Reading Blog: Slaughter House - Five (Pg. 52-71)

I started reading this chapter, and as soon as I got into page 55, where the narrator describes the condition in which the prisoners of war (pow) were kept, and he mentions the use of fire to keep them warm supplied to them by the Germans. "Billy and Weary were taken inside, where it was warm and smoky. There was a fire sizzling and popping in the fireplace." (Vonnegut, 55). I was impressed, because my view of a war and its prisoners of war obviosly were dull, cold, and inhumane. What movies and some text books tell me is that the "pow" died frecuently due to the cold and inhumane places where the Germans kept them which were similar to their concentration camps. Well, I have to be honest and accept the fact that if I were to capture the enemy, in my case a soldier form Las Farc", I would basically take out information from him, even if it means applying harsh punishments on him, and then I would dispose him since he would only be an extra burden; however, here, as I said before, the "pow's" were treated in a very "humane" way for being prisoners of war in the Second World War (before the declaration of Human Rights).

Now, I also noticed how Vonnegut expresses through his book the media manipulation that, although the viewers don't realize, happens. "He took pictures of Billy's and Roland Weary's feet. The picture was widely published two days later as heartening evidence of how miserably equipped the American Army often was, despite its reputation for being rich." (Vonnegut, 58). Here media manipulation was widely present due to the fact that the American Army was well equipped, but days before, when the Amercan prisoners of war were captured, the Germans had taken their supplies in exchange for theirs. This is the way how Vonnegut showed how the media in the world is manipulated constantly to make the public react in the way the person controlling the press wants the viewers to react.

I remember talking about the strange way Billy Pilgrim had become "unstuck" in time, well, as I read from page 52 to page 71, I became more convinced that Billy is in fact not stuck in the present, but he is still stuck in time. "Among the things Billy Pilgrim could not change were the past, the present, and the future" (Vonnegut, 60). I Billy can't alter any of the past way which humans know time runs on, then it is basically useless being "unstuck in time, because Billy will still live his life the same way he would have lived it without knowing what is waiting for him, since he can't change the present, nor the future (as the quote so explains).

As I advanced in the novel, I realized another comparison the author, Kurt Vonnegut, had made with our world. Well, in page 68, the author mentions an American soldier who was previously a hobo telling Billy that he had not onlu been more hungry than they were then, but that he had been in an even worse place than the container they were now packed in. "I been hungrier than this, the hobo told Billy. I been in worse places than this. this ain't so bad." (Vonnegut, 68). How is ti that a human bieng is in a worse condition during his daily life than in a freezing weather inside a container with absolutley nothing to eat? It really shocked me the inequality we live in in this world. This statement also made me think, was Vonnegut a communist? Was he trying to show the reader the effects of savage capitalism? Maybe? I'd had to investigate further on the author of this great novel.

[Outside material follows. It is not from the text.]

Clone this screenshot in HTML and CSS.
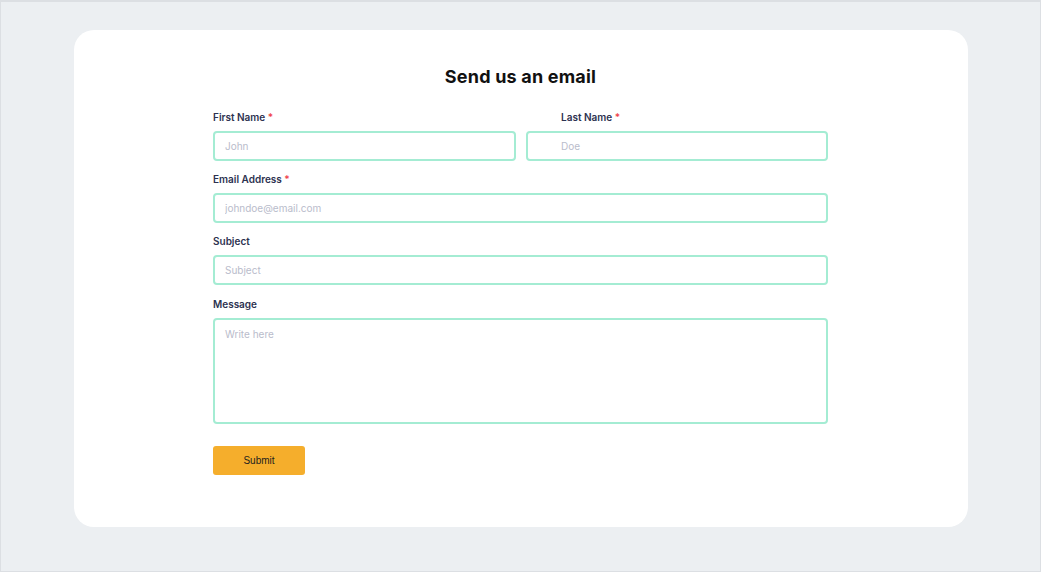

Finally, before I finished this cahpter, a couple of words capture my attention "Human Beings". Never before where this two particular words mentioned. And, as I read them I pictured in my mind what the typical behaviour of a good HUMAN BEING should be (which in fact is true, and if every person in the world were like this, we wouldn't have wars and poverty). "When food came in, the human beings were quiet and trusting and beautiful. The shared." (Vonnegut 70).